A Fire in the Sun
- First edition
- Author: George Alec Effinger
- Cover artist: Steve Youll and Paul Youll
- Language: English
- Series: Marîd Audran series
- Genre: Science fiction, cyberpunk
- Publisher: Doubleday
- Publication date: June 1989
- Publication place: United States
- Media type: Print (hardback & paperback)
- Pages: 189
- ISBN: 0-385-26324-4
- OCLC: 19127822
- Dewey Decimal: 813/.54 19
- LC Class: PS3555.F4 F5 1989
- Preceded by: When Gravity Fails
- Followed by: The Exile Kiss

= A Fire in the Sun =

1989 novel by George Alec Effinger

A Fire in the Sun is a cyberpunk science fiction novel by American writer George Alec Effinger, published in 1989. It is the second novel in the three-book Marîd Audran series, following the events of When Gravity Fails, and concentrating on Marîd's experience as he becomes the main lieutenant of Friedlander Bey's business empire while realizing that his new master has darker aspects than he suspected.

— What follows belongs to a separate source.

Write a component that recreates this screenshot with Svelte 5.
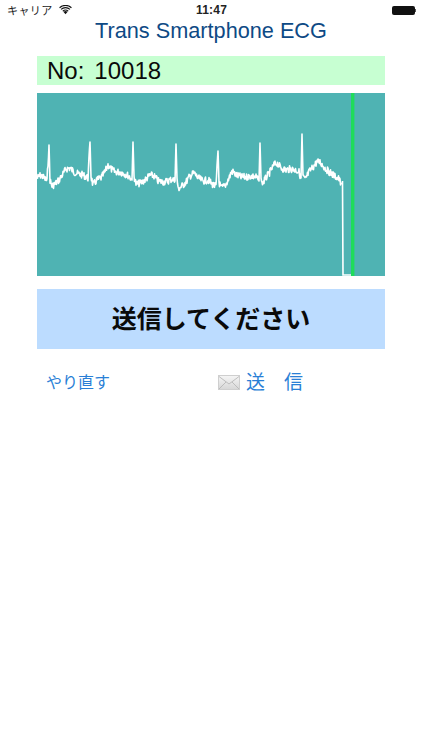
<script lang="ts">
    // rough trace of the recorded wave: [x, y] in page pixels minus the chart origin
    const base: number[][] = [
        [37, 178], [41, 175], [45, 179], [47, 181], [49, 145], [50, 180], [52, 186], [55, 184],
        [59, 180], [63, 174], [66, 169], [70, 168], [74, 172], [78, 174], [83, 175], [88, 178],
        [90, 142], [91, 176], [93, 185], [97, 180], [101, 178], [105, 172], [108, 165], [111, 169],
        [115, 172], [120, 172], [125, 174], [129, 176], [132, 180], [133, 142], [134, 176], [136, 184],
        [141, 183], [146, 179], [150, 175], [154, 176], [158, 181], [163, 182], [168, 181], [172, 179],
        [175, 181], [176, 144], [177, 178], [178, 189], [182, 186], [186, 182], [190, 176], [194, 173],
        [198, 178], [203, 181], [208, 180], [212, 184], [216, 187], [218, 151], [219, 182], [221, 188],
        [225, 186], [229, 178], [232, 171], [236, 175], [241, 177], [246, 177], [251, 176], [256, 177],
        [259, 181], [260, 143], [261, 178], [262, 184], [266, 178], [270, 172], [274, 165], [277, 163],
        [281, 168], [286, 170], [291, 169], [296, 170], [299, 172], [301, 178], [302, 134], [303, 176],
        [305, 180], [309, 172], [313, 167], [317, 162], [320, 162], [324, 167], [328, 171], [332, 174],
        [336, 177], [339, 179], [341, 184], [342, 181]
    ];

    function buildWave() {
        let seed = 7;
        const pts: string[] = [];
        for (let i = 0; i < base.length - 1; i++) {
            const [x0, y0] = base[i];
            const [x1, y1] = base[i + 1];
            // half pixel steps so the noise reads as the fuzzy band of the recording
            const steps = Math.max(1, Math.round((x1 - x0) * 2));
            for (let s = 0; s < steps; s++) {
                seed = (seed * 9301 + 49297) % 233280;
                const t = s / steps;
                const noise = x1 - x0 > 1.5 ? (seed / 233280 - 0.5) * 7 : 0;
                pts.push(`${(x0 + (x1 - x0) * t - 37).toFixed(1)},${(y0 + (y1 - y0) * t + noise - 93).toFixed(1)}`);
            }
        }
        return pts.join(" ");
    }

    const wave = buildWave();
</script>

<main>
    <div class="status">
        <div class="carrier">
            <span>キャリア</span>
            <svg class="wifi" width="13" height="10" viewBox="0 0 14 10">
                <path d="M7 9.6 4.9 7.2a3 3 0 0 1 4.2 0Z" fill="#111" />
                <path d="M3.7 5.9a4.9 4.9 0 0 1 6.6 0l-.8.9a3.7 3.7 0 0 0-5 0Z" fill="#111" />
                <path d="M1.8 3.9a7.6 7.6 0 0 1 10.4 0l-.8.9a6.4 6.4 0 0 0-8.8 0Z" fill="#111" />
                <path d="M.2 2.1a10 10 0 0 1 13.6 0l-.8.9a8.8 8.8 0 0 0-12 0Z" fill="#111" />
            </svg>
        </div>
        <div class="time">11:47</div>
        <div class="battery"><i></i><b></b></div>
    </div>

    <h1>Trans Smartphone ECG</h1>

    <div class="content">
        <div class="number"><span>No:</span><span>10018</span></div>

        <div class="chart">
            <svg width="348" height="183" viewBox="0 0 348 183">
                <polyline points={wave} fill="none" stroke="#fff" stroke-width="1.6" stroke-linejoin="round" />
                <path d="M305.5 88 306 182 H315" fill="none" stroke="#fff" stroke-width="1.6" />
                <rect x="314" y="0" width="3.4" height="183" fill="#1fdc5a" />
            </svg>
        </div>

        <div class="message">送信してください</div>

        <div class="actions">
            <button class="redo">やり直す</button>
            <button class="send">
                <svg width="22" height="15" viewBox="0 0 22 15">
                    <defs>
                        <linearGradient id="env" x1="0" y1="0" x2="0" y2="1">
                            <stop offset="0" stop-color="#f6f6f6" />
                            <stop offset="1" stop-color="#d6d6d6" />
                        </linearGradient>
                    </defs>
                    <rect x="0.5" y="0.5" width="21" height="14" fill="url(#env)" stroke="#cfcfcf" />
                    <path d="M1 1.5 11 9 21 1.5M1 14 8 7M21 14 14 7" fill="none" stroke="#b8b8b8" stroke-width="0.9" />
                </svg>
                <span>送　信</span>
            </button>
        </div>
    </div>
</main>

<style>
    :global(body) {
        margin: 0;
        background: #fff;
    }

    main {
        font-family: "Liberation Sans", "Noto Sans CJK JP", sans-serif;
        width: 422px;
    }

    .status {
        display: grid;
        grid-template-columns: 1fr auto 1fr;
        align-items: center;
        height: 20px;
        padding: 0 6px 0 7px;
        box-sizing: border-box;
        color: #222;
    }

    .carrier {
        display: flex;
        align-items: center;
        gap: 6px;
        font-size: 11px;
        letter-spacing: 0.4px;
    }

    .time {
        font-size: 12px;
        font-weight: bold;
        letter-spacing: 0.2px;
    }

    .battery {
        display: flex;
        align-items: center;
        justify-content: flex-end;
    }

    .battery i {
        display: block;
        width: 23px;
        height: 9px;
        background: #111;
        border-radius: 2px;
    }

    .battery b {
        display: block;
        width: 1.5px;
        height: 3px;
        background: #555;
    }

    h1 {
        margin: 0;
        height: 22px;
        line-height: 22px;
        text-align: center;
        font-size: 21.7px;
        font-weight: normal;
        color: #0e4a85;
    }

    .content {
        display: flex;
        flex-direction: column;
        margin: 14px 37px 0;
    }

    .number {
        display: flex;
        gap: 10px;
        align-items: center;
        height: 29px;
        padding-left: 10px;
        background: #c7ffd2;
        font-size: 24px;
        color: #0a0a0a;
    }

    .chart {
        height: 183px;
        margin-top: 8px;
        background: #4fb3b3;
    }

    .chart svg {
        display: block;
    }

    .message {
        display: flex;
        align-items: center;
        justify-content: center;
        height: 60px;
        padding-bottom: 5px;
        box-sizing: border-box;
        margin-top: 13px;
        background: #bcdcff;
        font-size: 25px;
        font-weight: bold;
        color: #0a0a0a;
    }

    .actions {
        display: flex;
        align-items: center;
        height: 30px;
        margin-top: 18px;
    }

    button {
        display: flex;
        align-items: center;
        border: 0;
        background: none;
        padding: 0;
        font-family: inherit;
        color: #2a7fd6;
    }

    .redo {
        width: 181px;
        padding: 0 0 3px 9px;
        box-sizing: border-box;
        font-size: 16px;
    }

    .send {
        gap: 6px;
        font-size: 19px;
    }

    .send span {
        margin-bottom: 3px;
    }
</style>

The title of the novel comes from "It's All Over Now, Baby Blue", a song by Bob Dylan: "Yonder stands your orphan with his gun / crying like a fire in the sun".

==Plot summary==
Taking place some months after the events described in When Gravity Fails, Marîd Audran, once a small-time hustler on the streets of the decadent Budayeen, finds himself as one of the lieutenants of Friedlander Bey or "Papa", the most influential man in the city. With his independence taken from him and being stationed as a liaison between Bey and the local law enforcement under the supervision of Sergeant Hajjar, Audran is forced to pair up with his colleague Jirji Shaknahyi in order to track down yet another serial killer who likes to remove some of the internal organs of their victims.